Telemetry Collector
A telemetry collector is a software or hardware component that receives, normalizes, and forwards telemetry data such as metrics, logs, traces, and events from source systems to monitoring, observability, analytics, or security platforms.
Expanded Explanation
1. Technical Function and Core Characteristics
A telemetry collector ingests operational data exposed by applications, infrastructure, networks, or devices through agents, SDKs, exporters, or standard protocols. It parses, enriches, and normalizes this data into structured formats suitable for downstream processing.
Telemetry collectors usually support multiple data types, including metrics, logs, traces, and events, and implement configurable pipelines for filtering, sampling, aggregation, and routing. They often support open standards such as OpenTelemetry (OTel) protocols to enable vendor-neutral interoperability.
2. Enterprise Usage and Architectural Context
Enterprises deploy telemetry collectors as part of observability, IT operations, and security architectures to centralize data collection from heterogeneous environments. Collectors often run as sidecar agents, daemons on hosts, containerized services, or gateways at network boundaries.
In large environments, telemetry collectors form a distributed collection layer that feeds centralized monitoring, Security Information and Event Management (SIEM), AI Operations (AIOps), and analytics systems. They help control data volume, enforce data schemas, and support multi-tenant or multi-environment observability strategies.
3. Related or Adjacent Technologies
Telemetry collectors relate to log forwarders, metric scrapers, tracing agents, data shippers, and message brokers. They may integrate with time-series databases, log indexing platforms, application performance monitoring tools, and Network Performance Monitoring (NPMO) systems.
Standards and projects such as OTel, syslog, Simple Network Management Protocol (SNMP), NetFlow, and IPFIX define common telemetry formats and transport mechanisms that collectors implement. Collectors may also interface with configuration management, service discovery, and orchestration platforms.

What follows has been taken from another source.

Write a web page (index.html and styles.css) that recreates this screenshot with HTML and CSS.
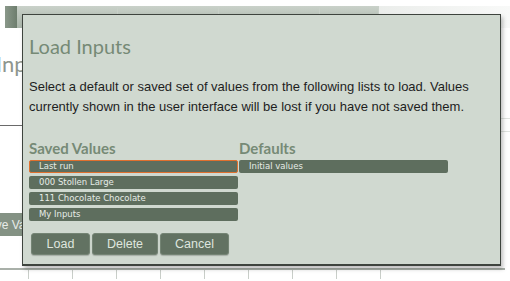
FILE: index.html
```html
<!DOCTYPE html>
<html lang="en">
<head>
    <meta charset="UTF-8">
    <meta name="viewport" content="width=device-width, initial-scale=1.0">
    <title>Load Inputs</title>
    <link rel="stylesheet" href="styles.css">
</head>
<body>
    <!-- pagina de fondo, tapada casi entera por el dialogo -->
    <div class="page">
        <div class="tabbar">
            <span class="tab-edge"></span>
            <span class="tab">Stollen</span>
            <span class="tab">Inputs</span>
            <span class="tab">Results</span>
            <span class="tab tab-last">Notes</span>
        </div>
        <h2 class="page-title">Inputs</h2>
        <div class="page-rule"></div>
        <div class="field-box"></div>
        <button class="page-btn">Save Values</button>
        <div class="ruler">
            <span></span><span></span><span></span><span></span><span></span><span></span><span></span><span></span><span></span>
        </div>
    </div>

    <div class="dialog">
        <h1 class="dialog-title">Load Inputs</h1>
        <p class="dialog-text">Select a default or saved set of values from the following lists to load. Values currently shown in the user interface will be lost if you have not saved them.</p>

        <div class="lists">
            <div class="list">
                <h3>Saved Values</h3>
                <div class="item selected">Last run</div>
                <div class="item">000 Stollen Large</div>
                <div class="item">111 Chocolate Chocolate</div>
                <div class="item">My Inputs</div>
            </div>
            <div class="list">
                <h3>Defaults</h3>
                <div class="item">Initial values</div>
            </div>
        </div>

        <div class="actions">
            <button class="btn btn-load">Load</button>
            <button class="btn btn-delete">Delete</button>
            <button class="btn btn-cancel">Cancel</button>
        </div>
    </div>
</body>
</html>
```

FILE: styles.css
```css
body {
    margin: 0;
    width: 510px;
    height: 281px;
    overflow: hidden;
    background-color: #ffffff;
    font-family: "Liberation Sans", Arial, sans-serif;
    position: relative;
}

.page {
    padding-top: 6px;
}

.tabbar {
    display: flex;
    height: 22px;
    margin-left: 5px;
    width: 505px;
    background: linear-gradient(to right, #e3e7e3 60%, #eef0ee 80%, #f8f9f8);
}

.tab-edge {
    width: 12px;
    background: linear-gradient(to right, #8a988a, #6d7d6d);
}

.tab {
    width: 100px;
    border-right: 1px solid #c8d0c8;
    background: linear-gradient(to bottom, #c9d1c9, #a9b5a9);
    color: transparent;
    font-size: 11px;
}

.tab-last {
    width: 58px;
}

.page-title {
    margin: 22px 0 0 -4px;
    font-family: "Lato", sans-serif;
    font-weight: 400;
    font-size: 22px;
    color: #8e968e;
}

.page-rule {
    margin-top: 48px;
    height: 1px;
    background: #6a6a6a;
    width: 40px;
}

.field-box {
    position: absolute;
    left: 470px;
    top: 118px;
    width: 60px;
    height: 12px;
    border: 1px solid #dfe3df;
    background: #fff;
}

.page-btn {
    margin: 87px 0 0 -27px;
    height: 23px;
    padding: 0 8px;
    border: none;
    border-radius: 3px;
    background: #849284;
    color: #e8ece8;
    font-family: "Liberation Sans", Arial, sans-serif;
    font-size: 12px;
}

.ruler {
    position: absolute;
    left: 0;
    top: 268px;
    width: 505px;
    height: 13px;
    border-top: 2px solid #a9b0a9;
    display: flex;
    gap: 43px;
    padding-left: 28px;
    box-sizing: border-box;
}

.ruler span {
    width: 1px;
    height: 9px;
    background: #c9cec9;
}

/* el dialogo va encima de la pagina */
.dialog {
    position: absolute;
    left: 22px;
    top: 14px;
    width: 465px;
    height: 249px;
    border: 1px solid #3e443e;
    border-bottom-width: 2px;
    background-color: #d0d9d0;
    box-shadow: 2px 3px 4px rgba(0, 0, 0, 0.25);
    padding: 0 6px;
    box-sizing: content-box;
}

.dialog-title {
    margin: 19px 0 0 0;
    font-family: "Lato", sans-serif;
    font-weight: 400;
    font-size: 20px;
    line-height: 24px;
    color: #768a76;
}

.dialog-text {
    margin: 19px 0 0 0;
    font-size: 13px;
    line-height: 20px;
    color: #1e1e1e;
}

.lists {
    display: grid;
    grid-template-columns: 210px 210px;
    margin-top: 22px;
}

.list h3 {
    margin: 0 0 3px 0;
    font-family: "Lato", sans-serif;
    font-weight: 700;
    font-size: 15px;
    line-height: 18px;
    color: #768a76;
}

.item {
    width: 209px;
    height: 13px;
    box-sizing: border-box;
    margin-bottom: 3px;
    padding-left: 10px;
    border-radius: 2px;
    background: #5e6e5e;
    color: #e6ece6;
    font-family: "DejaVu Sans", Verdana, sans-serif;
    font-size: 8.5px;
    line-height: 13px;
}

.item.selected {
    border: 1px solid #e0702e;
    padding-left: 9px;
    line-height: 11px;
}

.actions {
    display: flex;
    gap: 2px;
    margin: 9px 0 0 2px;
}

.btn {
    height: 22px;
    padding: 0;
    border: 1px solid #748474;
    border-radius: 3px;
    background: #627262;
    color: #dfe6df;
    font-family: "Liberation Sans", Arial, sans-serif;
    font-size: 12.5px;
    box-shadow: 0 1px 1px rgba(0, 0, 0, 0.2);
}

.btn-load {
    width: 59px;
}

.btn-delete {
    width: 66px;
}

.btn-cancel {
    width: 69px;
}
```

4. Business and Operational Significance
Enterprises use telemetry collectors to obtain observability into application performance, infrastructure health, and security posture from diverse environments, including data centers, cloud platforms, and edge locations. This supports incident detection, troubleshooting, capacity planning, and compliance monitoring.
By centralizing and standardizing telemetry, collectors help control storage and licensing costs, reduce tool lock-in, and enable consistent dashboards and analytics across business units. They also support governance by enforcing data retention, redaction, and routing policies.